From our friends across the BIG Pond....

Le Cri du Coyote Publication/Buis-les-Baronnies, France   

Déjà chroniqué dans Le Cri, Geronimo Treviño III revient avec, Loves' Lost & Found, largement mélancolique et musicalement très orienté ballades et mid tempo. Un style parfois proche du jazz (Maiden's Prayer) auquel il nous avait relativement peu habitués, ou du moins pas dans ces proportion. Piochant dans un joli répertoire: Someplace Far Away (Hal Ketchum) Land of the Navajo (Peter Rowan) I'm Still Not Over You (Willie Nelson) I Still Miss Someone (Johnny Cash) ou son propre cru, des chansons de qualité quoiqu'il arrive, on regrettera toutefois un ensemble quelque peu monotone.
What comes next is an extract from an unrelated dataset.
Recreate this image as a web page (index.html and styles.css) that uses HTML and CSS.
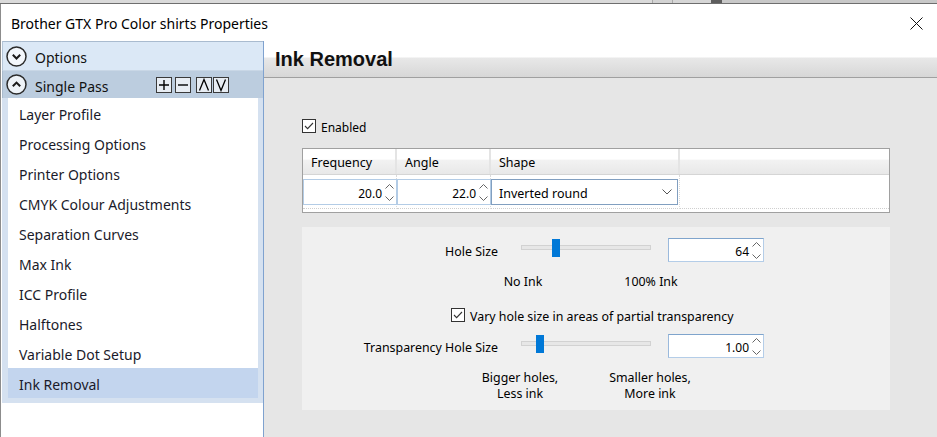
FILE: index.html
```html
<!DOCTYPE html>
<html lang="en">
<head>
    <meta charset="UTF-8">
    <meta name="viewport" content="width=device-width, initial-scale=1.0">
    <title>Brother GTX Pro Color shirts Properties</title>
    <link rel="stylesheet" href="styles.css">
</head>
<body>
    <!-- Strip of the window behind the dialog -->
    <div class="desktop-strip">
        <span class="seg seg-wide"></span>
        <span class="seg seg-a"></span>
        <span class="seg seg-b"></span>
        <span class="seg seg-dark"></span>
        <span class="seg seg-rest"></span>
    </div>

    <div class="dialog">
        <div class="titlebar">
            <span class="title">Brother GTX Pro Color shirts Properties</span>
            <svg class="close-btn" width="13" height="13" viewBox="0 0 13 13">
                <path d="M0.5 0.5 L12.5 12.5 M12.5 0.5 L0.5 12.5" stroke="#111" stroke-width="1" fill="none"/>
            </svg>
        </div>

        <div class="client">
            <!-- Left navigation -->
            <div class="nav">
                <div class="group-head group-options">
                    <svg class="toggle" width="21" height="21" viewBox="0 0 21 21">
                        <circle cx="10.5" cy="10.5" r="9.5" fill="#f3f7fc" stroke="#2b2b2b" stroke-width="1.5"/>
                        <path d="M6.8 8.8 L10.5 12.5 L14.2 8.8" fill="none" stroke="#1a1a1a" stroke-width="2"/>
                    </svg>
                    <span class="group-name">Options</span>
                </div>
                <div class="group-head group-pass">
                    <svg class="toggle" width="21" height="21" viewBox="0 0 21 21">
                        <circle cx="10.5" cy="10.5" r="9.5" fill="#eef3f8" stroke="#2b2b2b" stroke-width="1.5"/>
                        <path d="M6.8 12.3 L10.5 8.6 L14.2 12.3" fill="none" stroke="#1a1a1a" stroke-width="2"/>
                    </svg>
                    <span class="group-name">Single Pass</span>
                    <div class="tools">
                        <span class="tool"><svg width="14" height="14" viewBox="0 0 14 14"><path d="M2 7 H12 M7 2 V12" stroke="#000" stroke-width="1.4"/></svg></span>
                        <span class="tool tool-gap"><svg width="14" height="14" viewBox="0 0 14 14"><path d="M2 7 H12" stroke="#000" stroke-width="1.4"/></svg></span>
                        <span class="tool tool-pair"><svg width="14" height="14" viewBox="0 0 14 14"><path d="M2.5 12.5 L7 1.5 L11.5 12.5" fill="none" stroke="#000" stroke-width="1.3"/></svg></span>
                        <span class="tool"><svg width="14" height="14" viewBox="0 0 14 14"><path d="M2.5 1.5 L7 12.5 L11.5 1.5" fill="none" stroke="#000" stroke-width="1.3"/></svg></span>
                    </div>
                </div>
                <div class="list-frame">
                    <ul class="page-list">
                        <li>Layer Profile</li>
                        <li>Processing Options</li>
                        <li>Printer Options</li>
                        <li>CMYK Colour Adjustments</li>
                        <li>Separation Curves</li>
                        <li>Max Ink</li>
                        <li>ICC Profile</li>
                        <li>Halftones</li>
                        <li>Variable Dot Setup</li>
                        <li class="selected">Ink Removal</li>
                    </ul>
                </div>
            </div>

            <!-- Ink Removal page -->
            <div class="page">
                <div class="page-head">Ink Removal</div>
                <div class="page-body">
                    <div class="check-row enabled-row">
                        <span class="checkbox">
                            <svg width="12" height="12" viewBox="0 0 12 12"><path d="M2 6 L4.6 8.6 L10 3" fill="none" stroke="#333" stroke-width="1.1"/></svg>
                        </span>
                        <span class="check-text">Enabled</span>
                    </div>

                    <div class="screen-grid">
                        <div class="grid-head">
                            <div class="col col-freq">Frequency</div>
                            <div class="col col-angle">Angle</div>
                            <div class="col col-shape">Shape</div>
                            <div class="col col-fill"></div>
                        </div>
                        <div class="grid-row">
                            <div class="cell col-freq">
                                <div class="spin-input">
                                    <span class="value">20.0</span>
                                    <svg class="arrows" width="9" height="17" viewBox="0 0 9 17"><path d="M0.5 4.5 L4.5 0.5 L8.5 4.5 M0.5 12.5 L4.5 16.5 L8.5 12.5" fill="none" stroke="#666" stroke-width="1"/></svg>
                                </div>
                            </div>
                            <div class="cell col-angle">
                                <div class="spin-input">
                                    <span class="value">22.0</span>
                                    <svg class="arrows" width="9" height="17" viewBox="0 0 9 17"><path d="M0.5 4.5 L4.5 0.5 L8.5 4.5 M0.5 12.5 L4.5 16.5 L8.5 12.5" fill="none" stroke="#666" stroke-width="1"/></svg>
                                </div>
                            </div>
                            <div class="cell col-shape">
                                <div class="combo">
                                    <span class="value">Inverted round</span>
                                    <svg width="10" height="6" viewBox="0 0 10 6"><path d="M0.5 0.5 L5 5 L9.5 0.5" fill="none" stroke="#555" stroke-width="1"/></svg>
                                </div>
                            </div>
                            <div class="cell col-fill"></div>
                        </div>
                    </div>

                    <div class="hole-panel">
                        <div class="slider-row">
                            <span class="field-label">Hole Size</span>
                            <div class="slider">
                                <span class="track"></span>
                                <span class="thumb" style="left: 31px"></span>
                            </div>
                            <div class="spin-box">
                                <span class="value">64</span>
                                <svg class="arrows" width="9" height="17" viewBox="0 0 9 17"><path d="M0.5 4.5 L4.5 0.5 L8.5 4.5 M0.5 12.5 L4.5 16.5 L8.5 12.5" fill="none" stroke="#666" stroke-width="1"/></svg>
                            </div>
                        </div>

                        <div class="scale-row scale-ink">
                            <span>No Ink</span>
                            <span>100% Ink</span>
                        </div>

                        <div class="check-row vary-row">
                            <span class="checkbox">
                                <svg width="12" height="12" viewBox="0 0 12 12"><path d="M2 6 L4.6 8.6 L10 3" fill="none" stroke="#333" stroke-width="1.1"/></svg>
                            </span>
                            <span class="check-text">Vary hole size in areas of partial transparency</span>
                        </div>

                        <div class="slider-row">
                            <span class="field-label">Transparency Hole Size</span>
                            <div class="slider">
                                <span class="track"></span>
                                <span class="thumb" style="left: 15px"></span>
                            </div>
                            <div class="spin-box">
                                <span class="value">1.00</span>
                                <svg class="arrows" width="9" height="17" viewBox="0 0 9 17"><path d="M0.5 4.5 L4.5 0.5 L8.5 4.5 M0.5 12.5 L4.5 16.5 L8.5 12.5" fill="none" stroke="#666" stroke-width="1"/></svg>
                            </div>
                        </div>

                        <div class="scale-row scale-holes">
                            <span>Bigger holes,<br>Less ink</span>
                            <span>Smaller holes,<br>More ink</span>
                        </div>
                    </div>
                </div>
            </div>
        </div>
    </div>
</body>
</html>
```

FILE: styles.css
```css
/* General */
* {
    box-sizing: border-box;
}

body {
    margin: 0;
    width: 937px;
    height: 437px;
    overflow: hidden;
    background: #fff;
    font-family: "Noto Sans", sans-serif;
    color: #111;
}

/* Window behind the dialog */
.desktop-strip {
    display: flex;
    height: 4px;
    border-bottom: 1px solid #6e6e6e;
}

.seg {
    display: block;
    height: 100%;
}

.seg-wide { width: 653px; background: #dadada; border-right: 1px solid #a9a9a9; }
.seg-a { width: 20px; background: #d3d3d3; border-right: 1px solid #a9a9a9; }
.seg-b { width: 38px; background: #d6d6d6; }
.seg-dark { width: 11px; background: #5e5e5e; }
.seg-rest { flex: 1; background: #c8c8c8; }

/* Dialog frame */
.dialog {
    height: 433px;
    border-left: 1px solid #8c8c8c;
    display: flex;
    flex-direction: column;
}

.titlebar {
    height: 37px;
    flex-shrink: 0;
    display: flex;
    align-items: center;
    justify-content: space-between;
    padding: 1px 14px 0 10px;
    font-size: 14px;
    color: #000;
}

.close-btn {
    display: block;
}

.client {
    flex: 1;
    display: flex;
    min-height: 0;
}

/* Navigation column */
.nav {
    width: 263px;
    flex-shrink: 0;
    border-right: 1px solid #7fa2cf;
    background: #fff;
}

.group-head {
    display: flex;
    align-items: center;
    margin-left: 1px;
    padding-left: 3px;
    font-size: 14px;
    color: #111;
}

.group-head .toggle {
    display: block;
    margin-right: 8px;
}

.group-name {
    padding-top: 2px;
}

.group-options {
    height: 29px;
    background: #dbe8f6;
    border-top: 1px solid #a9bbcf;
    border-left: 1px solid #b5c6d8;
}

.group-pass {
    height: 28px;
    background: #bccddf;
    border-top: 1px solid #c9d7e6;
    border-left: 1px solid #aabbcd;
}

.group-pass .group-name {
    padding-top: 4px;
}

.tools {
    display: flex;
    margin-left: auto;
    margin-right: 33px;
}

.tool {
    width: 16px;
    height: 16px;
    border: 1px solid #3a3a3a;
    background: #e8edf3;
    display: flex;
    align-items: center;
    justify-content: center;
    margin-right: 1px;
}

.tool-gap {
    margin-left: 2px;
}

.tool-pair {
    margin-left: 4px;
}

.list-frame {
    margin-left: 1px;
    padding: 0 5px 5px 6px;
    background: #d5e1f0;
}

.page-list {
    list-style: none;
    margin: 0;
    padding: 0;
    background: #fff;
}

.page-list li {
    height: 30px;
    padding: 4px 0 0 11px;
    line-height: 26px;
    font-size: 14px;
    color: #1a1a2a;
}

.page-list li.selected {
    background: #c3d5ee;
}

/* Page area */
.page {
    flex: 1;
    display: flex;
    flex-direction: column;
    background: #e6e6e6;
}

.page-head {
    height: 37px;
    flex-shrink: 0;
    display: flex;
    align-items: center;
    padding-left: 11px;
    border-bottom: 1px solid #a0a0a0;
    background: linear-gradient(#fff 0, #fff 16px, #e8e8e8 17px, #d7d7d7 100%);
    font-family: "Liberation Sans", Arial, sans-serif;
    font-weight: bold;
    font-size: 20px;
    color: #111;
}

.page-body {
    padding: 41px 0 0 38px;
    font-size: 12px;
    color: #000;
}

/* Check boxes */
.check-row {
    display: flex;
    align-items: center;
    height: 16px;
}

.checkbox {
    width: 14px;
    height: 14px;
    flex-shrink: 0;
    border: 1px solid #333;
    background: #fff;
    display: flex;
    align-items: center;
    justify-content: center;
    margin-right: 5px;
}

.check-text {
    padding-top: 2px;
}

.enabled-row {
    height: 14px;
}

/* Screen grid */
.screen-grid {
    width: 588px;
    margin-top: 15px;
    border: 1px solid #a0a0a0;
    background: #fff;
}

.grid-head {
    display: flex;
    height: 26px;
    border-bottom: 1px solid #d5d5d5;
    background: linear-gradient(#fff 0, #fff 40%, #f2f2f2 45%, #e8e8e8 100%);
}

.grid-head .col {
    padding: 3px 0 0 8px;
    line-height: 22px;
    font-size: 12.5px;
    border-right: 2px solid #e4e4e4;
}

.grid-head .col-fill {
    border-right: none;
}

.col-freq { width: 94px; }
.col-angle { width: 94px; }
.col-shape { width: 189px; }
.col-fill { flex: 1; }

.grid-row {
    display: flex;
    height: 37px;
}

.cell {
    height: 34px;
    padding-top: 4px;
    border-bottom: 1px dotted #cfcfcf;
    border-right: 1px dotted #dadada;
}

.cell.col-fill {
    border-right: none;
}

.spin-input,
.spin-box {
    display: flex;
    align-items: center;
    justify-content: flex-end;
    background: #fff;
}

.value {
    padding-top: 2px;
}

.spin-input {
    height: 26px;
    margin-right: -1px;
    padding-right: 2px;
    border: 1px solid #b3cce6;
    font-size: 12px;
}

.arrows {
    display: block;
    margin-left: 3px;
}

.combo {
    height: 26px;
    margin-right: 1px;
    display: flex;
    align-items: center;
    justify-content: space-between;
    padding: 0 5px 0 7px;
    border: 1px solid #819fc0;
    font-size: 12.5px;
}

.combo svg {
    display: block;
}

/* Hole size panel */
.hole-panel {
    width: 588px;
    height: 183px;
    margin-top: 14px;
    padding-top: 11px;
    background: #f0f0f0;
    font-size: 12.4px;
}

.slider-row {
    display: flex;
    align-items: center;
    height: 24px;
}

.slider-row + .scale-row {
    margin-top: 12px;
}

.check-row + .slider-row {
    margin-top: 11px;
}

.field-label {
    width: 196px;
    padding-top: 2px;
    text-align: right;
    white-space: nowrap;
}

.slider {
    position: relative;
    align-self: flex-start;
    width: 130px;
    height: 18px;
    margin: 1px 0 0 23px;
}

.track {
    display: block;
    height: 5px;
    margin-top: 6px;
    background: #e7e7e7;
    border: 1px solid #d2d2d2;
}

.thumb {
    position: absolute;
    top: 0;
    width: 8px;
    height: 18px;
    background: #0078d7;
}

.spin-box {
    width: 96px;
    height: 24px;
    margin-left: 17px;
    padding-right: 2px;
    border: 1px solid #b4cde8;
    border-top-color: #7fa4cc;
    border-left-color: #9ab9dc;
    font-size: 12px;
}

.scale-row {
    display: flex;
    line-height: 16px;
}

.scale-row span {
    width: 100px;
    text-align: center;
}

.scale-ink {
    padding-left: 171px;
    gap: 28px;
}

.vary-row {
    margin-top: 17px;
    padding-left: 149px;
}

.scale-holes {
    margin-top: 8px;
    padding-left: 168px;
    gap: 30px;
}
```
Un peu de diversité aurait donné à ce disque un peu plus de relief et les chansons en seraient sorties grandies. Pour ne pas être trop injuste avec un bonhomme qui inspire le respect, et doté d'un groupe remarquable (le Geronimo Band aussi nombreux qu'est le Charlie Daniels Band par exemple), on traitera les titres de manière individuelle afin qu'ils prennent toute leur saveur. On retiendra la magnifique reprise de Land of the Navajo, digne de ces hymnes dont les Highwaymen avaient le secret. Une version enregistrée il y a dix ans aux vocaux refaits depuis. L'humeur tranquille de Hal Ketchum sied bien également et la version de Someplace Far Away est d'une justesse et d'une émotion remarquables. Le clin d'ceil au Mexique avec 3 titres plus ou moins éloignés mais lies au chanteur Johnny Rodriguez avec qui Trevino a partagé l'affiche (Warmth of Mexico, West Texas Girls et Mira Las Palomas) est un sympathique dépaysement et la nonchalance naturelle de ses rythmes (la faute à Mr Celsius ou Farenheit) se glisse si bien dans l'album qu'on ne s'en rend à peine compte. On peut ajouter à cette galerie quelques magnifiques compositions de Geronimo luimême et notamment Holdin' On et When is the Right Time? Et à son terme, le CD est fort attachant mais son ècoute d'une traite ou d'une seule oreille (!) ne saurait lui rendre grâce. A découvrir attentivement d'autant que d'habitude le genre de la maison est un peu plus couillu.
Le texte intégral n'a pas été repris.